Many fall into the same traps, over and over, adding little in the way of practical value. So I challenge you. Review your policies with a critical eye, and see which of these mistakes you might be making.

Trap 1 Stating the obvious.

I once saw a policy that referred to the fact that a company would have a meeting with an employee if certain situations arose. It then went on to define what amounted to a meeting. Just in case anyone wasn’t entirely sure. Say what is necessary and no more.

Trap 2 Trying to cover every eventuality

You can’t. So don’t even try. If you set guiding principles and empower your managers to act within them, then this should be sufficient. Consider a social media policy. If you try and mention every type of platform or activity, or try and think of every way that employees can misuse them and then add this to your policy, you will never keep up.

Trap 3 Keep on growing

One of the problems with policies is that they get bigger without you even noticing. Something occurs that has never happened before (see trap 2) so we quickly add it in. A couple of years the policy will be bigger than the Yellow Pages used to be. Just stick to your principles. If you can’t say it in a couple of pages, then maybe you need to check you are not falling into some of these potential traps.

Trap 4 Having too many.

How many policies do you really need?
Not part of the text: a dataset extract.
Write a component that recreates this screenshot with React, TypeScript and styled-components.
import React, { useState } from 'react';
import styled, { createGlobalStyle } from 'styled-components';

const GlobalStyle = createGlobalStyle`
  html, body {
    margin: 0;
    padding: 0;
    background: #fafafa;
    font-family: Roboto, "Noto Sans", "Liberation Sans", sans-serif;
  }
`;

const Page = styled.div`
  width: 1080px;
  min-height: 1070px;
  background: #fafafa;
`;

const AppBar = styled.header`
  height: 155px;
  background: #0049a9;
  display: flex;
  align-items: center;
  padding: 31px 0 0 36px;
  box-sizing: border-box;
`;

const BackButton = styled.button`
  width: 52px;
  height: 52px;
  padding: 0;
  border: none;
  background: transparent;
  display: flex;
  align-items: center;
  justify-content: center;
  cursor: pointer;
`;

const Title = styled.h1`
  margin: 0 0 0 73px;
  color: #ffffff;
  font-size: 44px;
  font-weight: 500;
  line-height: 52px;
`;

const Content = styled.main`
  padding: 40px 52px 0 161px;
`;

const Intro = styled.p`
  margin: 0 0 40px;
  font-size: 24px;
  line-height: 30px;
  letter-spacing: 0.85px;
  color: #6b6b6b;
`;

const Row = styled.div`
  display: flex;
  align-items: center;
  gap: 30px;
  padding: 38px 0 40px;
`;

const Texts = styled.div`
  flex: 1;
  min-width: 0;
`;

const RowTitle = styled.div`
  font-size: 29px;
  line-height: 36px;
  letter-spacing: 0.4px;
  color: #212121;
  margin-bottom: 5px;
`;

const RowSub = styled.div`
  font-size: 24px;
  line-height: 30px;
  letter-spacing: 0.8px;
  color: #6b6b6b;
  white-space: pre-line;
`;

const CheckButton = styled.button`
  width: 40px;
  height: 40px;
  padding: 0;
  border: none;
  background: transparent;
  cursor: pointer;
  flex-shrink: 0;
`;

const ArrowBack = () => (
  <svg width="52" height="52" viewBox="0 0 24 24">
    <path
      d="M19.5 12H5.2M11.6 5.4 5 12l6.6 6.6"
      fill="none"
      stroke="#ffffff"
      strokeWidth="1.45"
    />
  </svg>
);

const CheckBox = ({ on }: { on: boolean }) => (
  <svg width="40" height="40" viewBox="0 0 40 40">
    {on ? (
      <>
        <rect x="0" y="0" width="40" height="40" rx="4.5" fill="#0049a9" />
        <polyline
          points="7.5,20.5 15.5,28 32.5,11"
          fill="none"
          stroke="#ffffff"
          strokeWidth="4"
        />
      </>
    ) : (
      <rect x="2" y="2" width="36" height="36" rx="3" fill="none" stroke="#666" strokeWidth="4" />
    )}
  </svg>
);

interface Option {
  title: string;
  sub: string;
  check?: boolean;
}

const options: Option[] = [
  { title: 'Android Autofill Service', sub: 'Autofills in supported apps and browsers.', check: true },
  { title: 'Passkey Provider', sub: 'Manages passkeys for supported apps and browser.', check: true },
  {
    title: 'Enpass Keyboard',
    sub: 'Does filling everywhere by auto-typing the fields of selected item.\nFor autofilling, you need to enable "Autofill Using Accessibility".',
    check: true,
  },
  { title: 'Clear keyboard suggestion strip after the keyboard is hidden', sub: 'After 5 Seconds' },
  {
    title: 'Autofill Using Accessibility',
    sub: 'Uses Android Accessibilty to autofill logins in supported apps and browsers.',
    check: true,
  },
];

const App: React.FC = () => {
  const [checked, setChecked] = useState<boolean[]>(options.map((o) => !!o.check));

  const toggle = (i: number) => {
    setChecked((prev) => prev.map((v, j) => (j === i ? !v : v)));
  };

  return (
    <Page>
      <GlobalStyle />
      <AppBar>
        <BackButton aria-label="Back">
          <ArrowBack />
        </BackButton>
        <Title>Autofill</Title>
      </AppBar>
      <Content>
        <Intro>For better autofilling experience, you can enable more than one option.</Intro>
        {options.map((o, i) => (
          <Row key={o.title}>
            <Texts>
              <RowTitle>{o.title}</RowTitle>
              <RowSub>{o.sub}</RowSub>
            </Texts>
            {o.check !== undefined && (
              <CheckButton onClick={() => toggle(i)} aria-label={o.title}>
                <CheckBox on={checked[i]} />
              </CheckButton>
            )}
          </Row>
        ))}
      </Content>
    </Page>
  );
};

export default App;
For example, if your approach to redundancy is to do nothing more than the statutory minimum, then you don’t need to have a policy at all. You just follow the law. If when it comes to discipline and grievance you follow the ACAS code, just have a statement in your contract or handbook that says so. There are some policies that you do need. Social media is a good example, for no more reason than you might just loose an ET without one. But you do not need a plethora of policies so large that printing them takes an entire tree.
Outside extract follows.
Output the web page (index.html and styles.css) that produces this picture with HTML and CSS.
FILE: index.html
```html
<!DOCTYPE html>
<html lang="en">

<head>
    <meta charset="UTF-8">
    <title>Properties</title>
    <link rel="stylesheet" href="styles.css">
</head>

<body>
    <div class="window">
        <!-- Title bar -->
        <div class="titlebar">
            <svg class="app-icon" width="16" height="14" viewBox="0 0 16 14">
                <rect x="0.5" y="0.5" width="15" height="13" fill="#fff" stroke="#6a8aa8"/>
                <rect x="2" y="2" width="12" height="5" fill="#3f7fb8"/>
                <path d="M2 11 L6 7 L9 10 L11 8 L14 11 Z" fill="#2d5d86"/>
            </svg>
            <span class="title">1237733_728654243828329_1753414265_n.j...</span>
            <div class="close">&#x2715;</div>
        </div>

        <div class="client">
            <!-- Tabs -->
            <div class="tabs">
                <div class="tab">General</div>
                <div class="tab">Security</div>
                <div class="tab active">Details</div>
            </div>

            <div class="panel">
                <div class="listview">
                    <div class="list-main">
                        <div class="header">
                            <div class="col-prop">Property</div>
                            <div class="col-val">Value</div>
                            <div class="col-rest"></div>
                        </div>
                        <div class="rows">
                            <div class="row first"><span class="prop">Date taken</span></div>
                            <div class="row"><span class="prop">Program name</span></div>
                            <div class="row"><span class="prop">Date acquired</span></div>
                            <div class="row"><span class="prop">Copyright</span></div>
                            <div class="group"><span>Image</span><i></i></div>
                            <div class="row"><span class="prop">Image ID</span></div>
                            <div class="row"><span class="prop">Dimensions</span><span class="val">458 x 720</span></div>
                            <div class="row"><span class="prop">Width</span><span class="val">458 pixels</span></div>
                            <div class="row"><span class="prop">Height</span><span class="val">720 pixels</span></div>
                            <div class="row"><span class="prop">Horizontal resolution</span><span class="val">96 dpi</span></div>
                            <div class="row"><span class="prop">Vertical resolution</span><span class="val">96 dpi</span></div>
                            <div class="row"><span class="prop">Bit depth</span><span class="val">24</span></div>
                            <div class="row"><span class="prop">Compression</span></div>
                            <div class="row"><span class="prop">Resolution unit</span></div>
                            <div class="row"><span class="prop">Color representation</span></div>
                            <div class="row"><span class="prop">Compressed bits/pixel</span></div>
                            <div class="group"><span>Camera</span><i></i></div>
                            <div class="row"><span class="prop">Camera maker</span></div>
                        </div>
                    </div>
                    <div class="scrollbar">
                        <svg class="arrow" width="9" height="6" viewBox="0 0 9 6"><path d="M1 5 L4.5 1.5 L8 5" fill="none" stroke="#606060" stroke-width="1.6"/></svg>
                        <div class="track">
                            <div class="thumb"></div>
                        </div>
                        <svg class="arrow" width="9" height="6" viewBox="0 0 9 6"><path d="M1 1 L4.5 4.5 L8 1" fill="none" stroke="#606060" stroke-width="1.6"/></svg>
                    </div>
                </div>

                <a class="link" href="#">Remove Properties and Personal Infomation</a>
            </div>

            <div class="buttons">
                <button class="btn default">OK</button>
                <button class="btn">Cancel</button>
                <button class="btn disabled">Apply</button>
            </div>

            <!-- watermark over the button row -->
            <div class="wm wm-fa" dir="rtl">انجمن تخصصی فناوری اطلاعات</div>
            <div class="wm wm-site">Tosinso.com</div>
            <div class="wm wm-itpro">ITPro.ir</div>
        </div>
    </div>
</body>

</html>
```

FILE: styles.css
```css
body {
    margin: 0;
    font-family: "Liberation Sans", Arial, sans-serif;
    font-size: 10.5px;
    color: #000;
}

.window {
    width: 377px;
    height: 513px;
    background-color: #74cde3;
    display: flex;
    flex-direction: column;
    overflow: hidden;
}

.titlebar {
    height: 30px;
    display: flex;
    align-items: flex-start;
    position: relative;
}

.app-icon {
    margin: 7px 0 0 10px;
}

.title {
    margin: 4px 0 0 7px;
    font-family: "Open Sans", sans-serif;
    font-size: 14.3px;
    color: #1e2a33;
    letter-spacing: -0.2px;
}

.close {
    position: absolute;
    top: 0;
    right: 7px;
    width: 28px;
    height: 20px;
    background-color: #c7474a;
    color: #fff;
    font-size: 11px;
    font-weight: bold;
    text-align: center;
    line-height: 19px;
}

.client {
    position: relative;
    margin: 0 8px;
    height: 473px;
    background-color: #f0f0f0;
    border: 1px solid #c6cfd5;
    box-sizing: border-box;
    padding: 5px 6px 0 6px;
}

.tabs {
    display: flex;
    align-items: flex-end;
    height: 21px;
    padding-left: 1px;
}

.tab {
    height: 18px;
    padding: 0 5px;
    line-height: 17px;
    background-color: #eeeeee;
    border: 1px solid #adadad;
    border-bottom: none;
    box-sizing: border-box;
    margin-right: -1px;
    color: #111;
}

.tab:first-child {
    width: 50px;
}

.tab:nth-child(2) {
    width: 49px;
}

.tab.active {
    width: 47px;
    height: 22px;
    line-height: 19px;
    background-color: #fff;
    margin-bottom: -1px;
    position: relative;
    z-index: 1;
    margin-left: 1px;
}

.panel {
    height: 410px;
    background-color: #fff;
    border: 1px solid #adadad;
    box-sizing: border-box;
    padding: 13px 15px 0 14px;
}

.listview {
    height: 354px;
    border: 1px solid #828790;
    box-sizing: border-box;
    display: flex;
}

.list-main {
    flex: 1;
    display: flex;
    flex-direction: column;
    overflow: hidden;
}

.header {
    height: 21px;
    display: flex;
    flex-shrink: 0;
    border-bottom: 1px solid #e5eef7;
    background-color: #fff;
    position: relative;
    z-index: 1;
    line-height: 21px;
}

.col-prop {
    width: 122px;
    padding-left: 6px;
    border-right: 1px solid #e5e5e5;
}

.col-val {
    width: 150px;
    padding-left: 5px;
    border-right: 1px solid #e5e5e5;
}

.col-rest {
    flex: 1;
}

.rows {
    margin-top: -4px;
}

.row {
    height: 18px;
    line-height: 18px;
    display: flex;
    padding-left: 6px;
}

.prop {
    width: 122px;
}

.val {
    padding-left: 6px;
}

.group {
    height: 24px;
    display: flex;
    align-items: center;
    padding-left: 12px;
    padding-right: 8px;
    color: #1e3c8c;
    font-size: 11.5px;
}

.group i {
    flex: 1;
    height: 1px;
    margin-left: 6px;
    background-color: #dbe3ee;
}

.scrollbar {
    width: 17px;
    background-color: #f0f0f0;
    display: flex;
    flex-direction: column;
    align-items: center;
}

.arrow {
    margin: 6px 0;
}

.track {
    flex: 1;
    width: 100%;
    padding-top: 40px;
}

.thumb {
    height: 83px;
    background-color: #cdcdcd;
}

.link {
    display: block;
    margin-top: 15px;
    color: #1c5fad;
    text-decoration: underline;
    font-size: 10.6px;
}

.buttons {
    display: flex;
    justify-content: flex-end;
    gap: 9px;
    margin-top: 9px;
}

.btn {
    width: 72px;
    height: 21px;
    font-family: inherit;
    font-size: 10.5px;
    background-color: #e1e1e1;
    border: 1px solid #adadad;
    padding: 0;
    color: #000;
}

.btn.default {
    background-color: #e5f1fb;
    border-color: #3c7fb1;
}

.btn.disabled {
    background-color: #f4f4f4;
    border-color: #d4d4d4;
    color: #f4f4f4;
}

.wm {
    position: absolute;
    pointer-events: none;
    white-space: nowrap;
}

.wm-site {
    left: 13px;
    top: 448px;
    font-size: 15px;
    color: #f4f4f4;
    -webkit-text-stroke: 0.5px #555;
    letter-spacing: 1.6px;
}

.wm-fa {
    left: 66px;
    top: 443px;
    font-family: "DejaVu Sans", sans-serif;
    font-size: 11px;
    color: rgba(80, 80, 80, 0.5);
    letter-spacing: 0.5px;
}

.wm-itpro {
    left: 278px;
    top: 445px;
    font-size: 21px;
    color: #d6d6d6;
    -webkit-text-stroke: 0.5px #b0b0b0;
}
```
Trap 5 Not being flexible.

Rules are made to be broken. By which I mean that there is a time for following a policy to the letter, and a time to know when you need to be flexible, and either make an exception for good reason, or flex your whole approach. Yes, I mean you, if you are still blocking social media on your corporate website based on a decision taken in 2004.

Trap 6 Swallowing a dictionary.

Plain language is just fine. Leave the ‘hereafters’ and ‘up to and includings’ to the legal documents. Write like you speak.

So be honest. Do you recognise anything?